The Primitive Atmosphere of Earth

Earth’s atmosphere has undergone dramatic changes since the planet’s formation about 4.5 billion years ago. The earliest atmosphere, known as the “primary atmosphere,” was composed mainly of gases captured from the solar nebula—primarily hydrogen and helium, along with simple hydrides such as water vapor, methane, and ammonia. However, this initial atmosphere was short-lived, as the light elements escaped into space due to Earth’s relatively weak gravity and intense solar radiation.

As the planet cooled and volcanic activity increased, a “secondary atmosphere” developed, formed by gases outgassed from Earth’s interior. This secondary atmosphere was rich in gases such as water vapor, nitrogen, carbon dioxide, methane, and ammonia, but it lacked one critical component: free oxygen.

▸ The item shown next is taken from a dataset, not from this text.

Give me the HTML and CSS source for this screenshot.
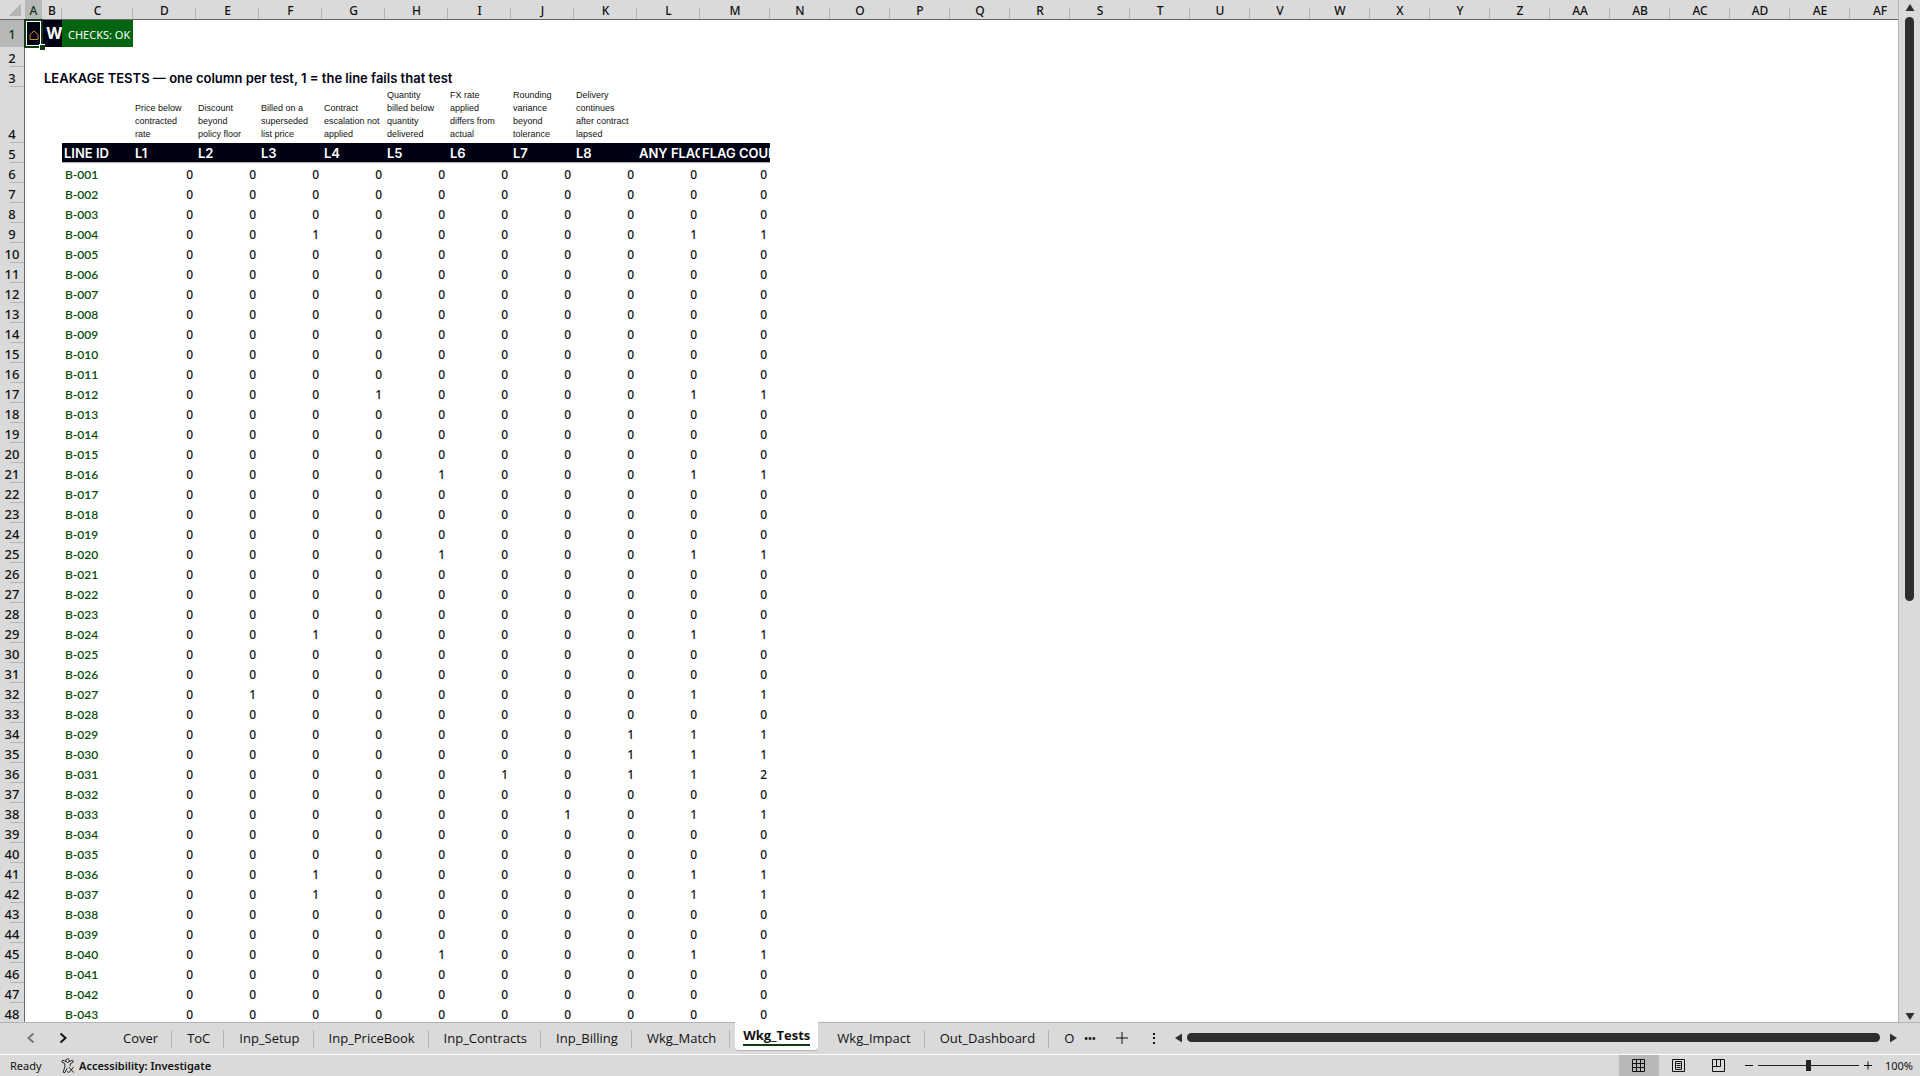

Gases Present and Absent During the Origin of Life

Let’s examine each gas in the context of the primitive atmosphere and the origin of life:

1. Oxygen

• Presence in Early Atmosphere:

  • Absent. Free molecular oxygen (O₂) was entirely absent from Earth’s atmosphere during the period when life first originated.

  • Why Absent?

    • Oxygen is highly reactive and would have quickly combined with other elements if present.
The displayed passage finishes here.